From the outside, certainly, it seemed like typically understated Chief Executive speak. It doesn’t take a business genius to point out that things weren’t working. It wasn’t a reflection on the technology, certainly. Those who’ve managed to try Magic Leap’s mixed reality headsets have been impressed. I spent time with the product at CES this week, and it certainly feels like the future.
But the company ran afoul an issue that plagued countless others in this category – the consumer audience for a $2,300 mixed reality headset simply wasn’t there. So it did what any extremely well-funded but struggling company does. Magic Leap pivoted. It suddenly found itself in the business of business, chasing the same enterprise audience that lured in Microsoft and Epson.
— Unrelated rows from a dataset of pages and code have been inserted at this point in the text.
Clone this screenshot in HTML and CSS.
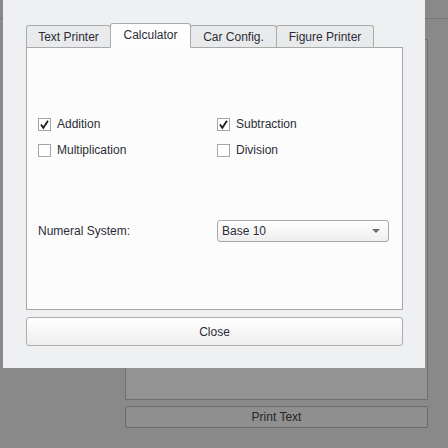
FILE: index.html
```html
<!DOCTYPE html>
<html>
<head>
<meta charset="utf-8">
<link rel="stylesheet" href="styles.css">
</head>
<body>
<div class="app">
  <div class="app-header"></div>
  <div class="app-body">
    <div class="app-output"></div>
    <div class="app-button">Print Text</div>
  </div>
</div>

<div class="dialog">
  <div class="tabs">
    <div class="tab tab-text">Text Printer</div>
    <div class="tab tab-calc active">Calculator</div>
    <div class="tab tab-car">Car Config.</div>
    <div class="tab tab-figure">Figure Printer</div>
  </div>
  <div class="panel">
    <div class="ops">
      <label class="check">
        <span class="box"><svg viewBox="0 0 13 13" width="13" height="13"><path d="M3 6.5 L5.3 9.8 L10 2.8" fill="none" stroke="#1c1c1c" stroke-width="1.8" stroke-linejoin="miter"/></svg></span>
        <span>Addition</span>
      </label>
      <label class="check">
        <span class="box"><svg viewBox="0 0 13 13" width="13" height="13"><path d="M3 6.5 L5.3 9.8 L10 2.8" fill="none" stroke="#1c1c1c" stroke-width="1.8" stroke-linejoin="miter"/></svg></span>
        <span>Subtraction</span>
      </label>
      <label class="check">
        <span class="box"></span>
        <span>Multiplication</span>
      </label>
      <label class="check">
        <span class="box"></span>
        <span>Division</span>
      </label>
    </div>
    <div class="numeral">
      <span class="numeral-label">Numeral System:</span>
      <div class="select">
        <span>Base 10</span>
        <span class="arrow"></span>
      </div>
    </div>
  </div>
  <div class="close-btn">Close</div>
</div>
</body>
</html>
```

FILE: styles.css
```css
* { box-sizing: border-box; }
html, body {
  margin: 0;
  padding: 0;
}
body {
  width: 448px;
  height: 448px;
  overflow: hidden;
  background: #898989;
  font-family: "Liberation Sans", Arial, sans-serif;
  font-size: 12px;
  color: #2c2c36;
  position: relative;
}

/* background application (dimmed) */
.app-header {
  height: 19px;
  border-bottom: 1px solid #777777;
}
.app-body {
  padding-left: 125px;
  padding-top: 20px;
}
.app-output {
  width: 303px;
  height: 361px;
  border: 1px solid #6f6f6f;
  background: #939393;
}
.app-button {
  margin-top: 6px;
  width: 303px;
  height: 22px;
  border: 1px solid #6b6b6b;
  border-radius: 2px;
  background: #8f8f8f;
  color: #262626;
  display: flex;
  align-items: center;
  justify-content: center;
}

/* dialog */
.dialog {
  position: absolute;
  left: 3px;
  top: 0;
  width: 422px;
  height: 368px;
  background: #eff0f1;
  padding: 23px 22px 0 23px;
}
.tabs {
  display: flex;
  align-items: flex-end;
  height: 25px;
  margin-bottom: -1px;
  position: relative;
  z-index: 1;
}
.tab {
  height: 23px;
  border: 1px solid #ababab;
  border-bottom-color: #a9a9a9;
  border-radius: 3px 3px 0 0;
  background: #e9eaeb;
  display: flex;
  align-items: center;
  justify-content: center;
  white-space: nowrap;
}
.tab + .tab { margin-left: -1px; }
.tab-text { width: 85px; }
.tab-calc { width: 81px; }
.tab-car { width: 87px; }
.tab-figure { width: 98px; }
.tab.active {
  height: 25px;
  background: #fdfdfd;
  border-bottom-color: #fdfdfd;
  padding-bottom: 2px;
  position: relative;
  z-index: 2;
}
.panel {
  height: 263px;
  border: 1px solid #a9a9a9;
  background: #fcfcfc;
  padding: 67px 0 0 11px;
}
.ops {
  display: grid;
  grid-template-columns: 179px 172px;
  grid-auto-rows: 18px;
  row-gap: 8px;
}
.check {
  display: flex;
  align-items: center;
  gap: 6px;
}
.box {
  width: 13px;
  height: 13px;
  border: 1px solid #a5a5a5;
  background: #ffffff;
  display: flex;
  align-items: center;
  justify-content: center;
}
.box svg { display: block; flex: none; }
.numeral {
  margin-top: 61px;
  display: grid;
  grid-template-columns: 179px 172px;
  align-items: center;
}
.select {
  height: 22px;
  border: 1px solid #a8a8a8;
  border-radius: 3px;
  background: linear-gradient(#ffffff, #eeeeee);
  display: flex;
  align-items: center;
  justify-content: space-between;
  padding: 0 8px 0 4px;
}
.arrow {
  width: 0;
  height: 0;
  border-left: 4px solid transparent;
  border-right: 4px solid transparent;
  border-top: 4px solid #6a6a6a;
}
.close-btn {
  margin-top: 7px;
  height: 29px;
  border: 1px solid #adadad;
  border-radius: 3px;
  background: linear-gradient(#ffffff, #eeeeee);
  display: flex;
  align-items: center;
  justify-content: center;
}
```
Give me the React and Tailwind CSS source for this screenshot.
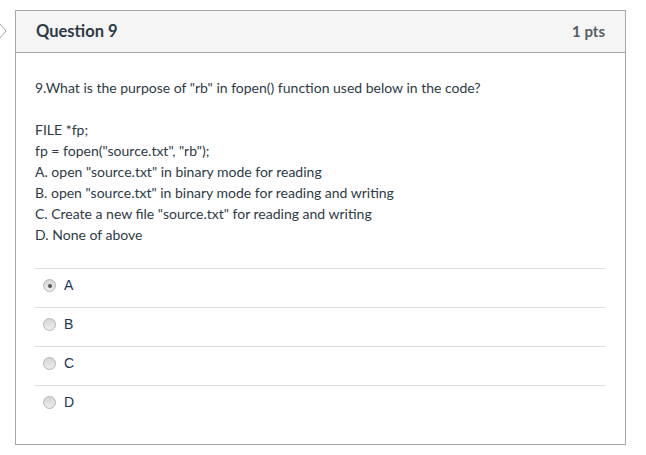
import React, { useState } from 'react';

const Radio = ({ checked }) => (
  <span className="relative inline-block w-[13px] h-[13px] rounded-full border border-[#b5b5b5] bg-gradient-to-b from-[#d6d6d6] to-[#ededed]">
    {checked && (
      <span className="absolute left-[3.5px] top-[3.5px] w-[4px] h-[4px] rounded-full bg-[#555]" />
    )}
  </span>
);

const App = () => {
  const [answer, setAnswer] = useState('A');
  const options = ['A', 'B', 'C', 'D'];

  return (
    <div className="relative w-[646px] h-[455px] bg-white pt-[10px] pl-[15px] font-['Lato','Noto_Sans',sans-serif] text-[#2d3b45]">
      {/* chevron de la pregunta anterior */}
      <svg className="absolute left-0 top-[23px]" width="8" height="16" viewBox="0 0 8 16">
        <path d="M0 1 L6 8 L0 15" fill="none" stroke="#9aa5ad" strokeWidth="1" />
      </svg>

      <div className="w-[611px] h-[435px] border border-[#a8a8a8] flex flex-col">
        <div className="h-[42px] bg-[#f5f5f5] border-b border-[#a8a8a8] flex items-center justify-between px-[20px] pb-[1px]">
          <span className="text-[16.5px] font-bold">Question 9</span>
          <span className="text-[15px] font-bold text-[#555d62]">1 pts</span>
        </div>

        <div className="px-[19px] pt-[24px] text-[14px] leading-[21px]">
          <p>9.What is the purpose of "rb" in fopen() function used below in the code?</p>
          <p className="mt-[21px]">FILE *fp;</p>
          <p>fp = fopen("source.txt", "rb");</p>
          <p>A. open "source.txt" in binary mode for reading</p>
          <p>B. open "source.txt" in binary mode for reading and writing</p>
          <p>C. Create a new file "source.txt" for reading and writing</p>
          <p>D. None of above</p>

          <div className="mt-[23px] mr-px">
            {options.map((opt) => (
              <label
                key={opt}
                onClick={() => setAnswer(opt)}
                className="h-[39px] border-t border-[#dcdcdc] flex items-center gap-[8px] pl-[8px] pb-[5px] cursor-pointer"
              >
                <Radio checked={answer === opt} />
                <span className="font-['Liberation_Sans',sans-serif] text-[14px] text-[#1d3557]">{opt}</span>
              </label>
            ))}
          </div>
        </div>
      </div>
    </div>
  );
};

export default App;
The pivot was very much on display on the show floor this week. The demos weren’t games, they were the output of developers looking toward profoundly serious use cases. In one, a 3D scan of the human brain emerges, pointing the way toward use in medical settings. In another, A mountain pops up. In the foreground, a wildfire advances. Tiny helicopters circle around in the air above.
CTO Daniel Diez tells TechCrunch, that the shift in focus began in earnest at the tail end of 2019. The timing was certainly fortuitous, as the prolonged financial slowdown of the past three years have made a $1,000+ item of luxury technology even more unattainable for the average consumer.
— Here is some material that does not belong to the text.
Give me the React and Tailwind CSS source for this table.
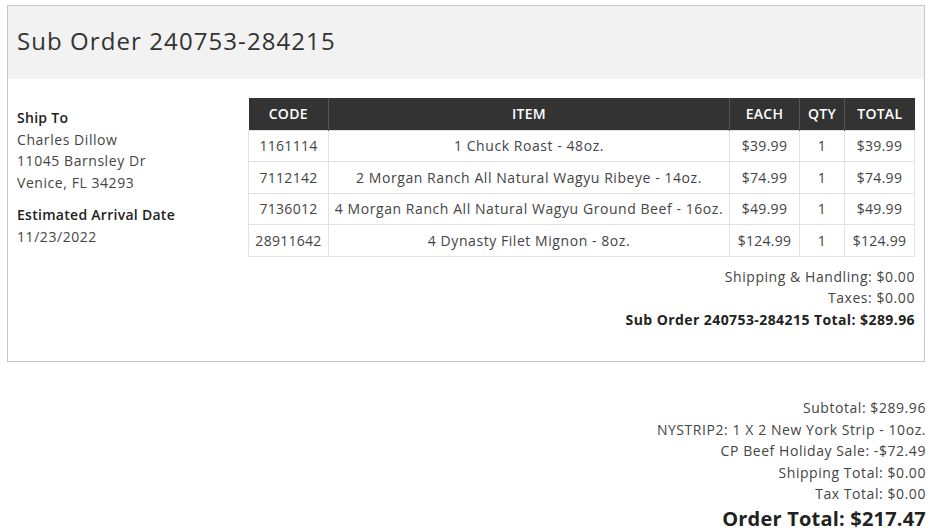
const items = [
  { code: "1161114", name: "1 Chuck Roast - 48oz.", each: "$39.99", qty: 1, total: "$39.99" },
  { code: "7112142", name: "2 Morgan Ranch All Natural Wagyu Ribeye - 14oz.", each: "$74.99", qty: 1, total: "$74.99" },
  { code: "7136012", name: "4 Morgan Ranch All Natural Wagyu Ground Beef - 16oz.", each: "$49.99", qty: 1, total: "$49.99" },
  { code: "28911642", name: "4 Dynasty Filet Mignon - 8oz.", each: "$124.99", qty: 1, total: "$124.99" },
];

export default function App() {
  return (
    <div className="min-h-screen bg-white pl-[7px] pr-[4px] pt-[5px] font-['Open_Sans',sans-serif] text-[14px] tracking-[0.04em] text-[#444]">
      {/* Sub order box */}
      <div className="mr-[1px] border border-[#c8c8c8]">
        <div className="flex h-[73px] items-center bg-[#f2f2f2] px-[9px] pb-[3px]">
          <h1 className="text-[24px] font-normal tracking-[0.045em] text-[#333]">Sub Order 240753-284215</h1>
        </div>

        <div className="flex pt-[19px] pb-[31px] pl-[9px] pr-[9px]">
          <div className="w-[231px] shrink-0 pt-[9px] leading-[21.5px]">
            <p className="font-semibold tracking-[0.02em] text-[#222]">Ship To</p>
            <p>Charles Dillow</p>
            <p>11045 Barnsley Dr</p>
            <p>Venice, FL 34293</p>
            <p className="mt-[11px] font-semibold tracking-[0.02em] text-[#222]">Estimated Arrival Date</p>
            <p>11/23/2022</p>
          </div>

          <div className="flex-1">
            <table className="w-full border-collapse text-center">
              <thead>
                <tr className="h-[32px] bg-[#333] text-white">
                  <th className="w-[80px] border-r border-[#555] font-semibold tracking-[0.02em]">CODE</th>
                  <th className="border-r border-[#555] font-semibold tracking-[0.02em]">ITEM</th>
                  <th className="w-[70px] border-r border-[#555] font-semibold tracking-[0.02em]">EACH</th>
                  <th className="w-[45px] border-r border-[#555] font-semibold tracking-[0.02em]">QTY</th>
                  <th className="w-[70px] font-semibold tracking-[0.02em]">TOTAL</th>
                </tr>
              </thead>
              <tbody>
                {items.map((it) => (
                  <tr key={it.code} className="h-[31.5px]">
                    <td className="border border-[#e2e2e2] tracking-[0.02em]">{it.code}</td>
                    <td className="border border-[#e2e2e2]">{it.name}</td>
                    <td className="border border-[#e2e2e2] tracking-[0.02em]">{it.each}</td>
                    <td className="border border-[#e2e2e2]">{it.qty}</td>
                    <td className="border border-[#e2e2e2] tracking-[0.02em]">{it.total}</td>
                  </tr>
                ))}
              </tbody>
            </table>

            <div className="mt-[9px] text-right leading-[21.5px]">
              <p>Shipping &amp; Handling: $0.00</p>
              <p>Taxes: $0.00</p>
              <p className="font-bold tracking-[0.03em] text-[#222]">Sub Order 240753-284215 Total: $289.96</p>
            </div>
          </div>
        </div>
      </div>

      {/* Order totals */}
      <div className="mt-[35px] text-right leading-[21.5px]">
        <p>Subtotal: $289.96</p>
        <p>NYSTRIP2: 1 X 2 New York Strip - 10oz.</p>
        <p>CP Beef Holiday Sale: -$72.49</p>
        <p>Shipping Total: $0.00</p>
        <p>Tax Total: $0.00</p>
        <p className="text-[20px] font-bold leading-[28px] tracking-[0.01em] text-[#222]">Order Total: $217.47</p>
      </div>
    </div>
  );
}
“We really saw that there was a value to be derived from AR much sooner from enterprise,” Diez explains. “The feedback we were getting from them was that. It also gave us insight into how the product needed to evolve to be truly purpose built for enterprise, and that’s what you see in the Magic Leap 2.”
While others, like Meta and HTC, are doing their best to be all things to all people in terms of content, Magic Leap appears to be in no specific rush to get their systems into the hands of more consumers – or at least not to make the sorts of sacrifices to the hardware required in order to get there.
“We see an immediate opportunity in enterprise,” says CTO, Julie Larson-Green. “I think on consumer, you kind of have to have some other consumer content business alongside that, really. So we’re not really focused on that side right now.”
In recent weeks, the company has made more headlines for its fundraising than any specific piece of content or hardware. At the tail end of the year, Saudi Arabia snagged a controlling stake through its public investment firm. The new influx of funds joined nearly $3.5 billion previous raised by the company, with help from GV, Alibaba and Qualcomm, among others. Magic Leap’s public struggles, coupled with massive fundraising, have created some open-ended questions about the firm’s future.
Asked whether recent funding will have a direct impact on Magic Leap’s future roadmap, Diez says, “We’re very lucky to have a very supportive investor base. They are very much in-line with our vision of really focusing on enterprise and making sure they devices can amplify the ability of folks to do really complicated things. Our board and our financers are all on the same page.”